● Task description
Write out the material again word for word, dropping any images it holds.

**** Source material ****

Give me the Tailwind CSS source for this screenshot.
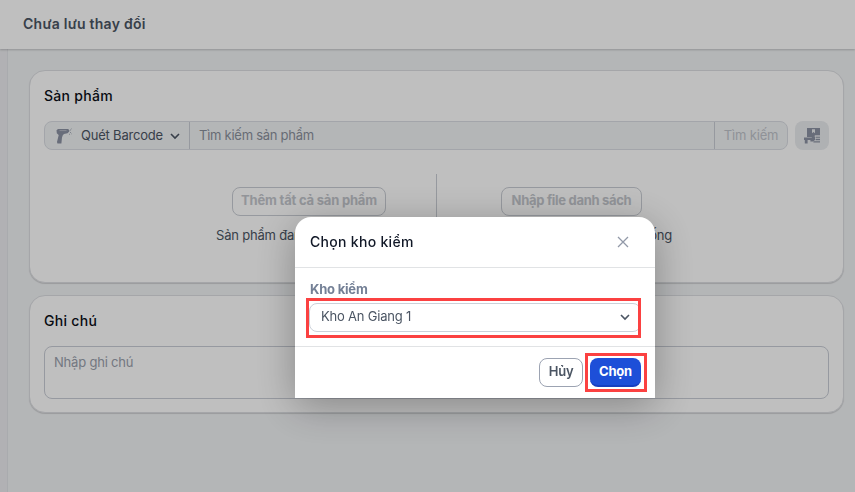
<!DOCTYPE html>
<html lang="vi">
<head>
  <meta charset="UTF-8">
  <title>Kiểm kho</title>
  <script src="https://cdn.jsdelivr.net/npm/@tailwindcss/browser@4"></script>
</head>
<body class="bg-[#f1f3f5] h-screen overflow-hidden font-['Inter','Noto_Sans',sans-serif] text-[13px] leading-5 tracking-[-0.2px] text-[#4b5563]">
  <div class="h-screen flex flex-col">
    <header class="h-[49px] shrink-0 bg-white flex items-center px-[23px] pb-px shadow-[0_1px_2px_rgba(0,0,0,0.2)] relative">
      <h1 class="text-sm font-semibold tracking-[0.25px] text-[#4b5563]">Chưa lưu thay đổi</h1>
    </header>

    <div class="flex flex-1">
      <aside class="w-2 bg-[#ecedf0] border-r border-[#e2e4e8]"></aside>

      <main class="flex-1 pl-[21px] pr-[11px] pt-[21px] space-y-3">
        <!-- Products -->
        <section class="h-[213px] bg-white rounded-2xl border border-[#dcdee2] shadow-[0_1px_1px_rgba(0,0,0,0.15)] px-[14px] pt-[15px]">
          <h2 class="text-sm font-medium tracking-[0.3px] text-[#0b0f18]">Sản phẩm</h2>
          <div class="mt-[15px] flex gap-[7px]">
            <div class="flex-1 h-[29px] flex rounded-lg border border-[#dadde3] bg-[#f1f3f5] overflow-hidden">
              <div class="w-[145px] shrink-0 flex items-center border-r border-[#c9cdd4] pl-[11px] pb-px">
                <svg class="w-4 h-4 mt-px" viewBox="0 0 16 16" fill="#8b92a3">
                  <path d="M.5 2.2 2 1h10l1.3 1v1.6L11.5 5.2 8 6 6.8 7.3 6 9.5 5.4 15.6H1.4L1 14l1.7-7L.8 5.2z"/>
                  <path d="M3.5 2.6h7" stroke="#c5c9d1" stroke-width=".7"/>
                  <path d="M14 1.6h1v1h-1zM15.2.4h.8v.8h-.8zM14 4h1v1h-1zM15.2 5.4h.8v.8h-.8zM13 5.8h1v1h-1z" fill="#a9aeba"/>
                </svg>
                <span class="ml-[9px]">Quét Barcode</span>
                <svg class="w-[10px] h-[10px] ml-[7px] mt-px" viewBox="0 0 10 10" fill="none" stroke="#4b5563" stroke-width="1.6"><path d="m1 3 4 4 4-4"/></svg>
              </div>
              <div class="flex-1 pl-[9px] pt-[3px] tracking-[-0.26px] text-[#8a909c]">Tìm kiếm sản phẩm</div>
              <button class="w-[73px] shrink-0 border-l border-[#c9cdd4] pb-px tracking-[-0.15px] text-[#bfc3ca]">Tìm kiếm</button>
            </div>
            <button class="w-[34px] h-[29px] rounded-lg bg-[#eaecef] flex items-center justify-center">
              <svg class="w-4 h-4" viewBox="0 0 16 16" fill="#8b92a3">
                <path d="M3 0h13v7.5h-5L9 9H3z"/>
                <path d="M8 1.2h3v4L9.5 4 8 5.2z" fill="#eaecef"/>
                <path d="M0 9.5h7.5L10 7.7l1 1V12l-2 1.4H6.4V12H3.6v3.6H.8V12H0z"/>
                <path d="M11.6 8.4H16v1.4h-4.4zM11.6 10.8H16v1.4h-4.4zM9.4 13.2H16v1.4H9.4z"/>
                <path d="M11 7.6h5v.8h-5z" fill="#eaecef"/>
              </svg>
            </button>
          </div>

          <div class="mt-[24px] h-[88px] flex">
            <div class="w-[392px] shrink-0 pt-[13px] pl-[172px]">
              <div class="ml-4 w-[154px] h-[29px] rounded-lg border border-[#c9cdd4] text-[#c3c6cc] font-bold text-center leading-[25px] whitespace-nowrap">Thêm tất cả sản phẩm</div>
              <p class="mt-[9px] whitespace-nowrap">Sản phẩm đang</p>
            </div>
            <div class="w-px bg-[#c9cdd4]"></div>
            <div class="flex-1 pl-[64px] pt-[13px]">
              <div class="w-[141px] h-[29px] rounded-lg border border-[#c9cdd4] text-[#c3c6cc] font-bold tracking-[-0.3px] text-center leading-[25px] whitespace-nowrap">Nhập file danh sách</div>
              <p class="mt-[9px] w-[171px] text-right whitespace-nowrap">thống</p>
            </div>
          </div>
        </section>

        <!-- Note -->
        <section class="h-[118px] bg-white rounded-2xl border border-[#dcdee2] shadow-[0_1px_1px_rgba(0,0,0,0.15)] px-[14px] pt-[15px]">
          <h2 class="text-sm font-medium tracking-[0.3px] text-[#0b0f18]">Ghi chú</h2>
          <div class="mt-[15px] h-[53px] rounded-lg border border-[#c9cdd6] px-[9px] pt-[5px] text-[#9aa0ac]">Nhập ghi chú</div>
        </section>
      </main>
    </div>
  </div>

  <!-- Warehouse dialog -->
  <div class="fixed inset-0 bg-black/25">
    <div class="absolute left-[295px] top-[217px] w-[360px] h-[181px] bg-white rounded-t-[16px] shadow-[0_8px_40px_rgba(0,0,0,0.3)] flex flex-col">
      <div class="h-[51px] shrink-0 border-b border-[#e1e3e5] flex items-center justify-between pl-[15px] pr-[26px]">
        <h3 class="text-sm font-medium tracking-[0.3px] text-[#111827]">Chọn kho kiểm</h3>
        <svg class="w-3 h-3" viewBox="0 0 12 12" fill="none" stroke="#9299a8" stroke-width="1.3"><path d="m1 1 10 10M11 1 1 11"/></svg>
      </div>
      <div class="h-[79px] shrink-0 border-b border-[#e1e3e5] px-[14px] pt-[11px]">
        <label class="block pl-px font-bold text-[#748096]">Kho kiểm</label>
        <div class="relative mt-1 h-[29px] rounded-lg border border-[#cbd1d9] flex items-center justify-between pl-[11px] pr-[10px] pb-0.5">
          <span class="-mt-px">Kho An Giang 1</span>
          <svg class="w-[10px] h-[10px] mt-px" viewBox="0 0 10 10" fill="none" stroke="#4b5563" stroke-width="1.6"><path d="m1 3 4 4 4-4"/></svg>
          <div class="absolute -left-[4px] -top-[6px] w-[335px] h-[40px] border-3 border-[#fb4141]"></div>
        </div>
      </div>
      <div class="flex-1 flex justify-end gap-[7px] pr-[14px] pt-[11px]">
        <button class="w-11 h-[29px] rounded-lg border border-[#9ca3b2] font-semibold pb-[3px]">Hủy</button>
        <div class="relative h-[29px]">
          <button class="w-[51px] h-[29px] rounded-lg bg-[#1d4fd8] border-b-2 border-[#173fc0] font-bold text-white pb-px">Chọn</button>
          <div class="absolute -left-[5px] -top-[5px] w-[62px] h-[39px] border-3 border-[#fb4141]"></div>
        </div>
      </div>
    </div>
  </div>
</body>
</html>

****

● The response
Give me the Tailwind CSS source for this screenshot.
<!DOCTYPE html>
<html lang="vi">
<head>
  <meta charset="UTF-8">
  <title>Kiểm kho</title>
  <script src="https://cdn.jsdelivr.net/npm/@tailwindcss/browser@4"></script>
</head>
<body class="bg-[#f1f3f5] h-screen overflow-hidden font-['Inter','Noto_Sans',sans-serif] text-[13px] leading-5 tracking-[-0.2px] text-[#4b5563]">
  <div class="h-screen flex flex-col">
    <header class="h-[49px] shrink-0 bg-white flex items-center px-[23px] pb-px shadow-[0_1px_2px_rgba(0,0,0,0.2)] relative">
      <h1 class="text-sm font-semibold tracking-[0.25px] text-[#4b5563]">Chưa lưu thay đổi</h1>
    </header>

    <div class="flex flex-1">
      <aside class="w-2 bg-[#ecedf0] border-r border-[#e2e4e8]"></aside>

      <main class="flex-1 pl-[21px] pr-[11px] pt-[21px] space-y-3">
        <!-- Products -->
        <section class="h-[213px] bg-white rounded-2xl border border-[#dcdee2] shadow-[0_1px_1px_rgba(0,0,0,0.15)] px-[14px] pt-[15px]">
          <h2 class="text-sm font-medium tracking-[0.3px] text-[#0b0f18]">Sản phẩm</h2>
          <div class="mt-[15px] flex gap-[7px]">
            <div class="flex-1 h-[29px] flex rounded-lg border border-[#dadde3] bg-[#f1f3f5] overflow-hidden">
              <div class="w-[145px] shrink-0 flex items-center border-r border-[#c9cdd4] pl-[11px] pb-px">
                <svg class="w-4 h-4 mt-px" viewBox="0 0 16 16" fill="#8b92a3">
                  <path d="M.5 2.2 2 1h10l1.3 1v1.6L11.5 5.2 8 6 6.8 7.3 6 9.5 5.4 15.6H1.4L1 14l1.7-7L.8 5.2z"/>
                  <path d="M3.5 2.6h7" stroke="#c5c9d1" stroke-width=".7"/>
                  <path d="M14 1.6h1v1h-1zM15.2.4h.8v.8h-.8zM14 4h1v1h-1zM15.2 5.4h.8v.8h-.8zM13 5.8h1v1h-1z" fill="#a9aeba"/>
                </svg>
                <span class="ml-[9px]">Quét Barcode</span>
                <svg class="w-[10px] h-[10px] ml-[7px] mt-px" viewBox="0 0 10 10" fill="none" stroke="#4b5563" stroke-width="1.6"><path d="m1 3 4 4 4-4"/></svg>
              </div>
              <div class="flex-1 pl-[9px] pt-[3px] tracking-[-0.26px] text-[#8a909c]">Tìm kiếm sản phẩm</div>
              <button class="w-[73px] shrink-0 border-l border-[#c9cdd4] pb-px tracking-[-0.15px] text-[#bfc3ca]">Tìm kiếm</button>
            </div>
            <button class="w-[34px] h-[29px] rounded-lg bg-[#eaecef] flex items-center justify-center">
              <svg class="w-4 h-4" viewBox="0 0 16 16" fill="#8b92a3">
                <path d="M3 0h13v7.5h-5L9 9H3z"/>
                <path d="M8 1.2h3v4L9.5 4 8 5.2z" fill="#eaecef"/>
                <path d="M0 9.5h7.5L10 7.7l1 1V12l-2 1.4H6.4V12H3.6v3.6H.8V12H0z"/>
                <path d="M11.6 8.4H16v1.4h-4.4zM11.6 10.8H16v1.4h-4.4zM9.4 13.2H16v1.4H9.4z"/>
                <path d="M11 7.6h5v.8h-5z" fill="#eaecef"/>
              </svg>
            </button>
          </div>

          <div class="mt-[24px] h-[88px] flex">
            <div class="w-[392px] shrink-0 pt-[13px] pl-[172px]">
              <div class="ml-4 w-[154px] h-[29px] rounded-lg border border-[#c9cdd4] text-[#c3c6cc] font-bold text-center leading-[25px] whitespace-nowrap">Thêm tất cả sản phẩm</div>
              <p class="mt-[9px] whitespace-nowrap">Sản phẩm đang</p>
            </div>
            <div class="w-px bg-[#c9cdd4]"></div>
            <div class="flex-1 pl-[64px] pt-[13px]">
              <div class="w-[141px] h-[29px] rounded-lg border border-[#c9cdd4] text-[#c3c6cc] font-bold tracking-[-0.3px] text-center leading-[25px] whitespace-nowrap">Nhập file danh sách</div>
              <p class="mt-[9px] w-[171px] text-right whitespace-nowrap">thống</p>
            </div>
          </div>
        </section>

        <!-- Note -->
        <section class="h-[118px] bg-white rounded-2xl border border-[#dcdee2] shadow-[0_1px_1px_rgba(0,0,0,0.15)] px-[14px] pt-[15px]">
          <h2 class="text-sm font-medium tracking-[0.3px] text-[#0b0f18]">Ghi chú</h2>
          <div class="mt-[15px] h-[53px] rounded-lg border border-[#c9cdd6] px-[9px] pt-[5px] text-[#9aa0ac]">Nhập ghi chú</div>
        </section>
      </main>
    </div>
  </div>

  <!-- Warehouse dialog -->
  <div class="fixed inset-0 bg-black/25">
    <div class="absolute left-[295px] top-[217px] w-[360px] h-[181px] bg-white rounded-t-[16px] shadow-[0_8px_40px_rgba(0,0,0,0.3)] flex flex-col">
      <div class="h-[51px] shrink-0 border-b border-[#e1e3e5] flex items-center justify-between pl-[15px] pr-[26px]">
        <h3 class="text-sm font-medium tracking-[0.3px] text-[#111827]">Chọn kho kiểm</h3>
        <svg class="w-3 h-3" viewBox="0 0 12 12" fill="none" stroke="#9299a8" stroke-width="1.3"><path d="m1 1 10 10M11 1 1 11"/></svg>
      </div>
      <div class="h-[79px] shrink-0 border-b border-[#e1e3e5] px-[14px] pt-[11px]">
        <label class="block pl-px font-bold text-[#748096]">Kho kiểm</label>
        <div class="relative mt-1 h-[29px] rounded-lg border border-[#cbd1d9] flex items-center justify-between pl-[11px] pr-[10px] pb-0.5">
          <span class="-mt-px">Kho An Giang 1</span>
          <svg class="w-[10px] h-[10px] mt-px" viewBox="0 0 10 10" fill="none" stroke="#4b5563" stroke-width="1.6"><path d="m1 3 4 4 4-4"/></svg>
          <div class="absolute -left-[4px] -top-[6px] w-[335px] h-[40px] border-3 border-[#fb4141]"></div>
        </div>
      </div>
      <div class="flex-1 flex justify-end gap-[7px] pr-[14px] pt-[11px]">
        <button class="w-11 h-[29px] rounded-lg border border-[#9ca3b2] font-semibold pb-[3px]">Hủy</button>
        <div class="relative h-[29px]">
          <button class="w-[51px] h-[29px] rounded-lg bg-[#1d4fd8] border-b-2 border-[#173fc0] font-bold text-white pb-px">Chọn</button>
          <div class="absolute -left-[5px] -top-[5px] w-[62px] h-[39px] border-3 border-[#fb4141]"></div>
        </div>
      </div>
    </div>
  </div>
</body>
</html>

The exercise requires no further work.